+++ EXERCISE DATA
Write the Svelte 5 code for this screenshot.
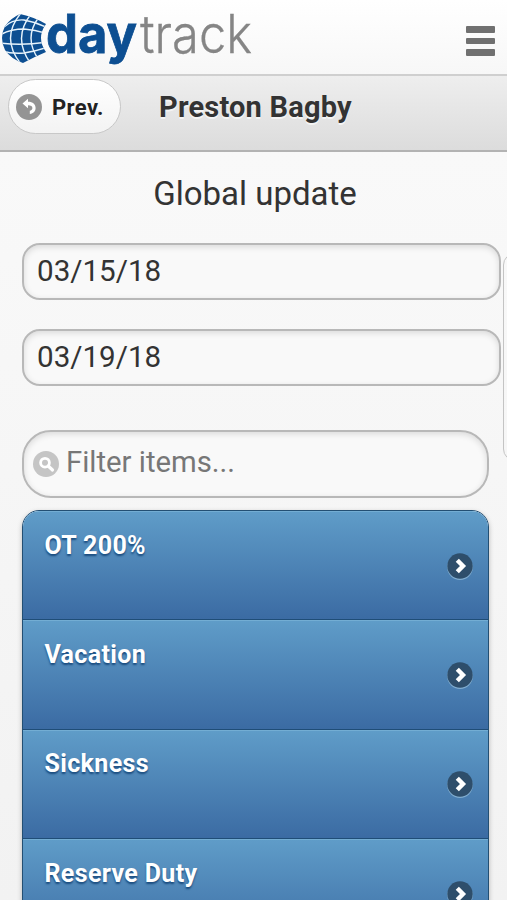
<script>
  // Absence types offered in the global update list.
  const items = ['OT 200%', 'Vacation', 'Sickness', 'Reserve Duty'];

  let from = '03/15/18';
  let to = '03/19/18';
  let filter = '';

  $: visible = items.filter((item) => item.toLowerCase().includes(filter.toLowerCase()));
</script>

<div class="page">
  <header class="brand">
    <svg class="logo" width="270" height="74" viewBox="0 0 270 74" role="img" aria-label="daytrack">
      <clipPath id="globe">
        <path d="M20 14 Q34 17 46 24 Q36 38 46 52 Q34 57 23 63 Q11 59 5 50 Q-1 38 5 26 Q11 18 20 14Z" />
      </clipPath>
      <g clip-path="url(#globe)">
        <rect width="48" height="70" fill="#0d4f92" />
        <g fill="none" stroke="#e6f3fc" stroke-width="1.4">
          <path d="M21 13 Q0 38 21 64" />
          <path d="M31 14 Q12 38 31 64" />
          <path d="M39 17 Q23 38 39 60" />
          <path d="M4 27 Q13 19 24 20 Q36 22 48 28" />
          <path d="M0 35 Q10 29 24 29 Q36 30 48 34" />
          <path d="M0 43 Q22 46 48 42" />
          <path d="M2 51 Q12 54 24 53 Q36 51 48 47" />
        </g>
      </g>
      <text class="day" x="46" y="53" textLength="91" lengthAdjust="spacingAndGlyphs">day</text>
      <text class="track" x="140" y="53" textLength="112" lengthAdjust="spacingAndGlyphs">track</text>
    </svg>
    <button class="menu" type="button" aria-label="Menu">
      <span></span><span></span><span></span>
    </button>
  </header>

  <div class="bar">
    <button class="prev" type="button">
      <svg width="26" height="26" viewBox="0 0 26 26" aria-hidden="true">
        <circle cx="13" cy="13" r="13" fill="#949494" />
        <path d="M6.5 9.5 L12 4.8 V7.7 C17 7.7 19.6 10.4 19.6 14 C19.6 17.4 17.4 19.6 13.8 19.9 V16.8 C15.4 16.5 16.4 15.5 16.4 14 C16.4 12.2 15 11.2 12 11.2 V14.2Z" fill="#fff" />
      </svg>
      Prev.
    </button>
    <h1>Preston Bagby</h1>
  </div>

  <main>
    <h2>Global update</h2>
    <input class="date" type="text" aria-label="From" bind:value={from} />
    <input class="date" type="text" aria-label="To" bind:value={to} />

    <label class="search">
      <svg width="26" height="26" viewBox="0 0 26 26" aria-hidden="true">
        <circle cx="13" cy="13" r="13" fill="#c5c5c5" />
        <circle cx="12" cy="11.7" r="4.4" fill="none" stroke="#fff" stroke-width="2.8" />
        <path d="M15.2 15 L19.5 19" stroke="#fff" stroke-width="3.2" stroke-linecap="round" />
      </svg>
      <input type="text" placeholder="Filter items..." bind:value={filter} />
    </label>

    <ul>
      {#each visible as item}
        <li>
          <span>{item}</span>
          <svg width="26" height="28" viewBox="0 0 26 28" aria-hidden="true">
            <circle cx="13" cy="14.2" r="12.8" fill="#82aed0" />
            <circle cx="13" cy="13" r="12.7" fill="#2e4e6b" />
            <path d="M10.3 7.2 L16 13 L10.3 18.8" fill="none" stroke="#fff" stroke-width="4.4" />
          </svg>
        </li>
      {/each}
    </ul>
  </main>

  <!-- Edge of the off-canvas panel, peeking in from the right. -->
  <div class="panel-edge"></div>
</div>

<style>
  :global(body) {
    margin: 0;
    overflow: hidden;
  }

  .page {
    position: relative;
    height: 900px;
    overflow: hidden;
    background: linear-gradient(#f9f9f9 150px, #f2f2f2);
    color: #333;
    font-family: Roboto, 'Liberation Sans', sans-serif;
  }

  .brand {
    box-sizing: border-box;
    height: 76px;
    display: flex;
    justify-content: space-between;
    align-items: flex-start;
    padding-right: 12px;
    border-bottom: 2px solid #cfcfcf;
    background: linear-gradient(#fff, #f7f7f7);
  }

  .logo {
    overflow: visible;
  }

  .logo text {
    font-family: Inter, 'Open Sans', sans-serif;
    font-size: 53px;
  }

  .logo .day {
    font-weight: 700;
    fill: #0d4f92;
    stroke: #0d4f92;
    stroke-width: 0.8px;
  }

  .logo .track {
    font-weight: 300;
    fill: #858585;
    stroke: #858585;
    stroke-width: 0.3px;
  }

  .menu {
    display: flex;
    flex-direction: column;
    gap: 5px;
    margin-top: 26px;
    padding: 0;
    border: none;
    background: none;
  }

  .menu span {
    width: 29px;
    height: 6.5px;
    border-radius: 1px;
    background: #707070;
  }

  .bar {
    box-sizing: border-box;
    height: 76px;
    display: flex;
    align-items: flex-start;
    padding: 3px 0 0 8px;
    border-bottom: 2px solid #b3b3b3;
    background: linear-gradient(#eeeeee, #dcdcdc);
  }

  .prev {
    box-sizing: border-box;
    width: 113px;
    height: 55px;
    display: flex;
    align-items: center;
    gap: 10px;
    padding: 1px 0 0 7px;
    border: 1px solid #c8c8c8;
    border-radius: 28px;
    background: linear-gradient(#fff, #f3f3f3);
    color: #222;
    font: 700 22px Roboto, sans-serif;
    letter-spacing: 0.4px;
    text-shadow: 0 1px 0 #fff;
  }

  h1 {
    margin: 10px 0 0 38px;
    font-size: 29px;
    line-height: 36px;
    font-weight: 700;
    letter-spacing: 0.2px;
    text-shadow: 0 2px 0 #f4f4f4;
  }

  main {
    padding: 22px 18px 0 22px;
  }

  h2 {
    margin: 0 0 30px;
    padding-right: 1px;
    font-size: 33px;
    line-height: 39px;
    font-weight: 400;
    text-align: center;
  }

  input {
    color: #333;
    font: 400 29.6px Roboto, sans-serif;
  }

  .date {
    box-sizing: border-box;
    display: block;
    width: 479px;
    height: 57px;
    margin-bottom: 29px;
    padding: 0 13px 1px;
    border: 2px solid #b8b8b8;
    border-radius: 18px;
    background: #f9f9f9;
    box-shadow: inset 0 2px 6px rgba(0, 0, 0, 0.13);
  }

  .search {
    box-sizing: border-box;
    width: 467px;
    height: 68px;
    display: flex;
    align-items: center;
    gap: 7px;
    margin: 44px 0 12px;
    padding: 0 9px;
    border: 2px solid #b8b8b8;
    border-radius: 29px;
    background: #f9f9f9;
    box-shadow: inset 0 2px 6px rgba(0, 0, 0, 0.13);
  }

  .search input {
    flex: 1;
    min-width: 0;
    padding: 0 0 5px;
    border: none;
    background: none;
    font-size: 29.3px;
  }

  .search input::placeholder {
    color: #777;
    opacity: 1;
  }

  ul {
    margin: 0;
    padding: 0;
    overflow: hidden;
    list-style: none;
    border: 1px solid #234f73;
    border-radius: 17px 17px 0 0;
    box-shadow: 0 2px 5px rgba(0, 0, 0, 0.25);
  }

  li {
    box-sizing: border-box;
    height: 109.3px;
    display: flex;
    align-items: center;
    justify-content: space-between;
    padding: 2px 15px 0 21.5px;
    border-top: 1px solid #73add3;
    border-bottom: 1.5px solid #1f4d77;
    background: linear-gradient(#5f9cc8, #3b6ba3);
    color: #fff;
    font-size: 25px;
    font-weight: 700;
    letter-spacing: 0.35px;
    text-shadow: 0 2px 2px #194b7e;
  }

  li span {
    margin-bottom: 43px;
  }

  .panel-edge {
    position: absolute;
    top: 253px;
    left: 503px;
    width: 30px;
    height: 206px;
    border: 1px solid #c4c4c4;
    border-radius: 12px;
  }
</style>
++++++
+++ EXERCISE DATA
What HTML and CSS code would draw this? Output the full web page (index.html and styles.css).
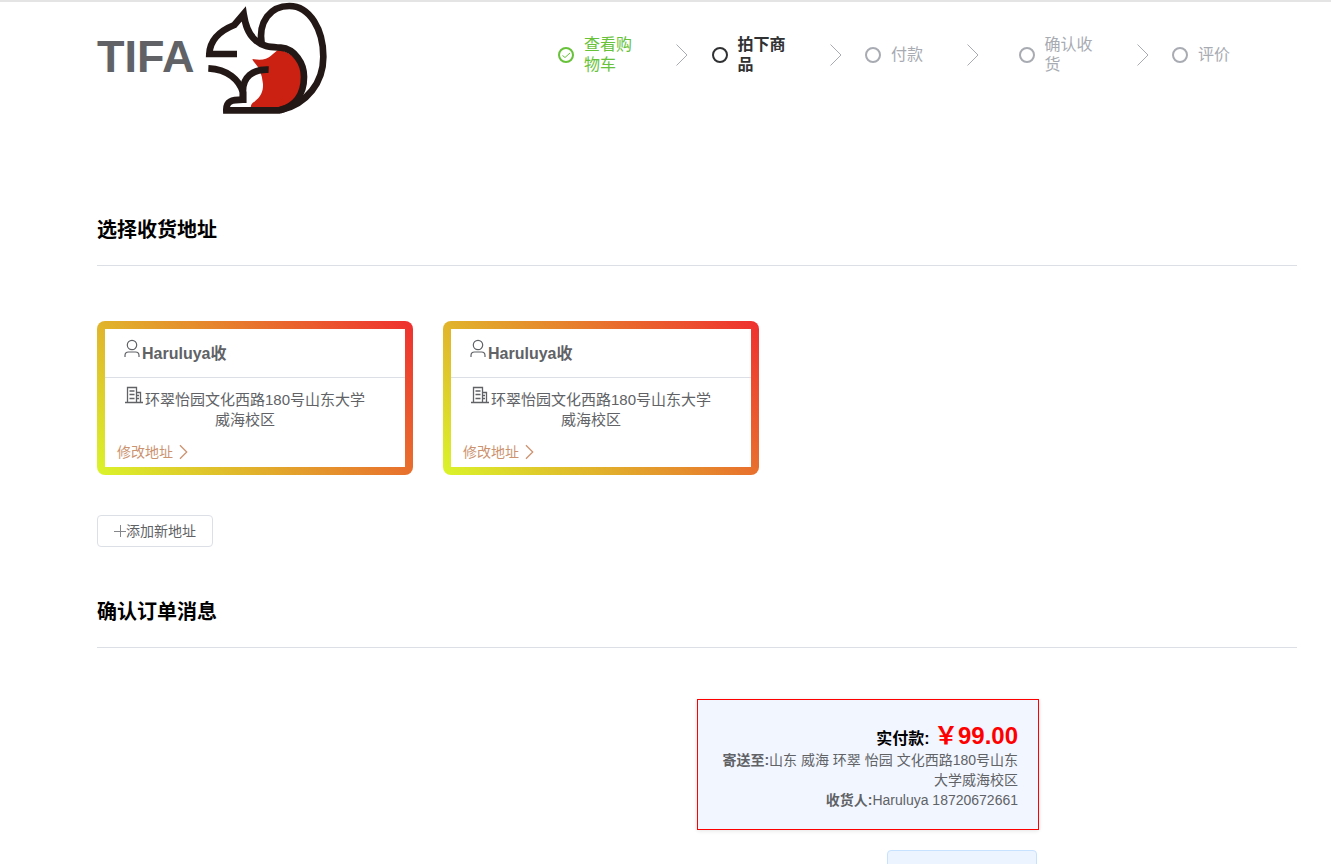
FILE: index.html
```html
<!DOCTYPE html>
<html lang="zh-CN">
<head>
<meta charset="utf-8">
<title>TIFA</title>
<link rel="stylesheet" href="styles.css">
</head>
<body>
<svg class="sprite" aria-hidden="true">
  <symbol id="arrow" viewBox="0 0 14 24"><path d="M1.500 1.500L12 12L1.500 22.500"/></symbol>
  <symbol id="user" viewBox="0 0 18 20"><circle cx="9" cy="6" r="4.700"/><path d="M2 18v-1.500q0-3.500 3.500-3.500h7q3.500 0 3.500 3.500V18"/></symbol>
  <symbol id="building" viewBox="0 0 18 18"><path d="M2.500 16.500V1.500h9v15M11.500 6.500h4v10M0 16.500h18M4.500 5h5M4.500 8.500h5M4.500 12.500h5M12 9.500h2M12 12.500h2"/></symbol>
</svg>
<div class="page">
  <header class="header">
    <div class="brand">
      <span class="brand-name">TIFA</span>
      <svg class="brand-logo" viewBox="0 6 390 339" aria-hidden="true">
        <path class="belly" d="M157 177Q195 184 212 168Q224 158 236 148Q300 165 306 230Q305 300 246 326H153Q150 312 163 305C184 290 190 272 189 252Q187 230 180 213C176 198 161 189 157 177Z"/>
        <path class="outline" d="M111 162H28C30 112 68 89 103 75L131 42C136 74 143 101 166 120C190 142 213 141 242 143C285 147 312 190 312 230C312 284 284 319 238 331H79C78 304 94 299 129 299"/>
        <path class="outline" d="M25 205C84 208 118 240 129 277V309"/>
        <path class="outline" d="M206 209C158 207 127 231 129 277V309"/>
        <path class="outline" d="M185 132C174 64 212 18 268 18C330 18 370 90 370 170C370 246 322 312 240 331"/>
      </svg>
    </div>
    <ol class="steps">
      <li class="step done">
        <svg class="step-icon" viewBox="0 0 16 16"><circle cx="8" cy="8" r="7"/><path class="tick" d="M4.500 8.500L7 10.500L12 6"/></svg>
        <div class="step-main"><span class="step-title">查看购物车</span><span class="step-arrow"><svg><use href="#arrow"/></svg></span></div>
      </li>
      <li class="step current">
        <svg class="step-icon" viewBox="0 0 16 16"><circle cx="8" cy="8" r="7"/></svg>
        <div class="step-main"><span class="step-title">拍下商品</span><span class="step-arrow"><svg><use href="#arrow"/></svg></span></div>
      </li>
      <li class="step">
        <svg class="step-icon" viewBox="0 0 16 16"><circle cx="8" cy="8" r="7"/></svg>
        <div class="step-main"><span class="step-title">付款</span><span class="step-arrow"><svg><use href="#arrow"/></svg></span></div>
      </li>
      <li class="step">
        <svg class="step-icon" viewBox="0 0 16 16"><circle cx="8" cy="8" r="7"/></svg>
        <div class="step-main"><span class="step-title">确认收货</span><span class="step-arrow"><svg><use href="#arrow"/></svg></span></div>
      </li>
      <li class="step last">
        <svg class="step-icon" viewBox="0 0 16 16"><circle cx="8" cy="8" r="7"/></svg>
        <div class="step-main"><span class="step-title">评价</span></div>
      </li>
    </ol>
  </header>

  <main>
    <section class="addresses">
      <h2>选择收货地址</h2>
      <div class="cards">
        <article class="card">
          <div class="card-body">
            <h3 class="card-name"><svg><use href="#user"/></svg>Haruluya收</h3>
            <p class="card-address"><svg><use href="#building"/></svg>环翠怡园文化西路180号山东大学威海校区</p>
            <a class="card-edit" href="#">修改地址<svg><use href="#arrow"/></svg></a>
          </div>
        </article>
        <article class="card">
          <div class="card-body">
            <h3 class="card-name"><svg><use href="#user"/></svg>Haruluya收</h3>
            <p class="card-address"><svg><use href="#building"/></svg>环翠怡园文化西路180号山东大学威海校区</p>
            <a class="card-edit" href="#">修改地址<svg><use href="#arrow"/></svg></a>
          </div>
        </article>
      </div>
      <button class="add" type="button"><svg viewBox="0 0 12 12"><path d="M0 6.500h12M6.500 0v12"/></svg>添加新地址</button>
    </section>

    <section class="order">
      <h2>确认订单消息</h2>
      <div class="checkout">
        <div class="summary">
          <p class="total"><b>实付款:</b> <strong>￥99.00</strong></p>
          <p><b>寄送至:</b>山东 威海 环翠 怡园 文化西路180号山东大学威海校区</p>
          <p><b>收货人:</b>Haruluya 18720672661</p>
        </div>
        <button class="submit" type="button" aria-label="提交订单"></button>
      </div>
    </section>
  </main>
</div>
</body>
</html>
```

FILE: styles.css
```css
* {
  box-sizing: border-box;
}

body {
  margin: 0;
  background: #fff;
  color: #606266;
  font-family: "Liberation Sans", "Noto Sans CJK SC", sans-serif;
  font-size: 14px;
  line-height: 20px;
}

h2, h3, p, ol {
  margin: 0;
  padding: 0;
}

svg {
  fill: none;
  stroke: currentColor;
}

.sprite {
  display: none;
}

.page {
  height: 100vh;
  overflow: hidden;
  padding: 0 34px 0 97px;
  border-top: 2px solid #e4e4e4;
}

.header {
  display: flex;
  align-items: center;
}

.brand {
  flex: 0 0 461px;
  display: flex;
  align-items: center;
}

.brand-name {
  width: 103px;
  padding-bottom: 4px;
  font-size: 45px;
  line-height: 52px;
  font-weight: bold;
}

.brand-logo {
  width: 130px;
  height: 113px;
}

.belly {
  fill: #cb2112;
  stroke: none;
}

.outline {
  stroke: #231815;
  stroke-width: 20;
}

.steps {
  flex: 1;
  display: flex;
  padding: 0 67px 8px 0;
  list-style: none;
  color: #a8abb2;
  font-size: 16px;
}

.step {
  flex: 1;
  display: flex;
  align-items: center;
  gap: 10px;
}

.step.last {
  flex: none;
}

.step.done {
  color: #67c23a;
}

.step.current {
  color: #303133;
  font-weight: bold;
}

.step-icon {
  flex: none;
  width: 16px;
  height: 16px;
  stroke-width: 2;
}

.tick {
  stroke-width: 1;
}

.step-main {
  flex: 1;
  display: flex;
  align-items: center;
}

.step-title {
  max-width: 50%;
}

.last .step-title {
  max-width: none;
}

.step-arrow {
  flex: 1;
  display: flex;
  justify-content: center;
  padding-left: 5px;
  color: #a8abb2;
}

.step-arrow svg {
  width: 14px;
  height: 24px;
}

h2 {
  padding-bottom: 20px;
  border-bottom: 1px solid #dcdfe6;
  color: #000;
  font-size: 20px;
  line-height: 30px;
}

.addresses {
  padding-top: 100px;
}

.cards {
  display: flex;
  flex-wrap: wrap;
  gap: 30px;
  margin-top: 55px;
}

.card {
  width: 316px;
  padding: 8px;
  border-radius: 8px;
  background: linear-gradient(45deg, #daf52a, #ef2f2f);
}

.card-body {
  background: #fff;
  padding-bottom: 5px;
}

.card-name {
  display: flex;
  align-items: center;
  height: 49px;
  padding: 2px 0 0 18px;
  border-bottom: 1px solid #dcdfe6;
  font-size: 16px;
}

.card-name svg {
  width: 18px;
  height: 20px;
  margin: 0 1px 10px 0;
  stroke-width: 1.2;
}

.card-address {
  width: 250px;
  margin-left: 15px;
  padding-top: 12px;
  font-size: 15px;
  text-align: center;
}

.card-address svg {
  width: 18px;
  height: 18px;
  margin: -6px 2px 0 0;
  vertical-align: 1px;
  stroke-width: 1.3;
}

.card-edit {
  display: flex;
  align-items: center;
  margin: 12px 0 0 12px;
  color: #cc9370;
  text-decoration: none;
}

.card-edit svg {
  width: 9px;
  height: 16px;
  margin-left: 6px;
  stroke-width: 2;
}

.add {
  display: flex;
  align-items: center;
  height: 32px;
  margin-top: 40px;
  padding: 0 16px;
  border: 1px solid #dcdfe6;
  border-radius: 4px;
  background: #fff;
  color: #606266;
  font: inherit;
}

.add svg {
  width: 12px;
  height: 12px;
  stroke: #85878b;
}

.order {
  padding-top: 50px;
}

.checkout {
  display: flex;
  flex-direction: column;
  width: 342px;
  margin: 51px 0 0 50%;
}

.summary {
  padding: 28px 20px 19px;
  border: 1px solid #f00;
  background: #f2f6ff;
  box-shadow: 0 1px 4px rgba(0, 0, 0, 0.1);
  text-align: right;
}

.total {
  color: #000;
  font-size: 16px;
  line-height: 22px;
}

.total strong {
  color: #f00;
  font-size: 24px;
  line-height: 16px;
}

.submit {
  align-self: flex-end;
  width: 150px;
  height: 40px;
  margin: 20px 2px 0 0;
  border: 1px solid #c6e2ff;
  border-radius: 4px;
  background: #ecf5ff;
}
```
++++++
WHAT IS BEING ASKED » Copy down every line of the material above that includes the string "index".

RESPONSE »
What HTML and CSS code would draw this? Output the full web page (index.html and styles.css).
FILE: index.html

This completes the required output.